A virtual or physical meeting with a landscape architect who will tell the students about the various aspects involved in the environmental planning of outdoor spaces in general and playgrounds in particular. Students will learn about how to create an open space that traverses the human-nature-city triangle, and how to take into account elements such as vegetation, shade planning, accessibility, and connection to the urban fabric. The lecture will focus on playgrounds and showcase interesting and innovative playgrounds from around the world.


A virtual or physical meeting with a placemaking artist. “Placemaking is a multi-faceted approach to the planning, design, and management of public spaces. Placemaking capitalises on a local community's assets, inspiration, and potential, with the intention of creating public spaces that promote people's health, happiness, and well-being” (Wikipedia). Our project of creating information plaques for a playground is intrinsically related to this idea of ‘placemaking’, and as such, it is located in a broader cultural, social, and artistic context. In this session, we will meet with a placemaking artist, who will tell the students about projects they have carried out in different communities in order to expose students to this larger context and inspire ideas for their own project.


This is an extension unit.
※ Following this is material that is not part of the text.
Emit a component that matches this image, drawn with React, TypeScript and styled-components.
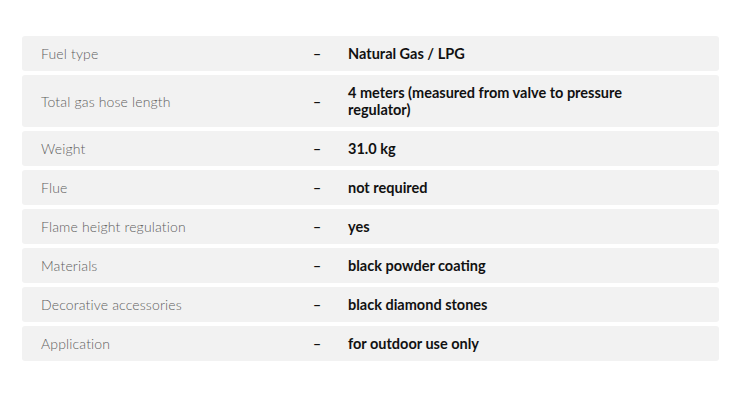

As playgrounds are places that allow children to take risks – run, swing, climb to great heights and slide down fast – this unit asks, how can these risks be managed in a calculated manner? One of the ways used to mitigate the risk of dangerous injuries on the playground (especially regarding falls from a height) is shock-absorbent flooring. In this unit, students will explore the properties of different types of playground ground surface, learn how they protect against injuries during a fall, and discover the surprising connection between them and successful (or unsuccessful!) spacecraft landings.


Using the knowledge gained from the previous units, students will create captioned information plaques for a neighbourhood playground. During this unit, the students will formulate the explanations for the physical phenomena that occur when using the playground equipment as well as suggestions for further activities and experiments. Students will be assisted by experts from various fields (curators of an exhibition, experts in the field of safety and placemaking) to help them think about how the plaques can be installed in a safe and suitable way.


Students will plan a special event at the playground for primary school students in the neighbourhood. During the event, students will teach the younger children some simple principles of physics, show them how they can be observed during a game, reveal the new playground plaques, and take part in a fun joint activity.

Teacher feedback

Aha moments

  • LU5: The physics of falling was the most inspiring unit, because the students were very active in the inquiry process, including deciding what to measure, as well as thinking about the means to measure it. I think what made it so compelling for me is that I myself had to go through the very same process as my students did.

Uh oh moments

  • LU1: Preparing questions for playground visit - I think we needed to spend more time on this, in order to give the students a chance to reflect and rewrite before going to the playground.
  • LU6: The planning phase - I had to split my attention between all of the students simultaneously; at times this was overwhelming. I would suggest getting more teachers involved in this part.

General tips

  • LU2 (Visit to playground): At times it felt that students used the playground time to play - this is legitimate, however I noticed it happened more when the students were in large groups, so I would suggest splitting the students to smaller groups so that they can focus on the task in hand (as well as playing!).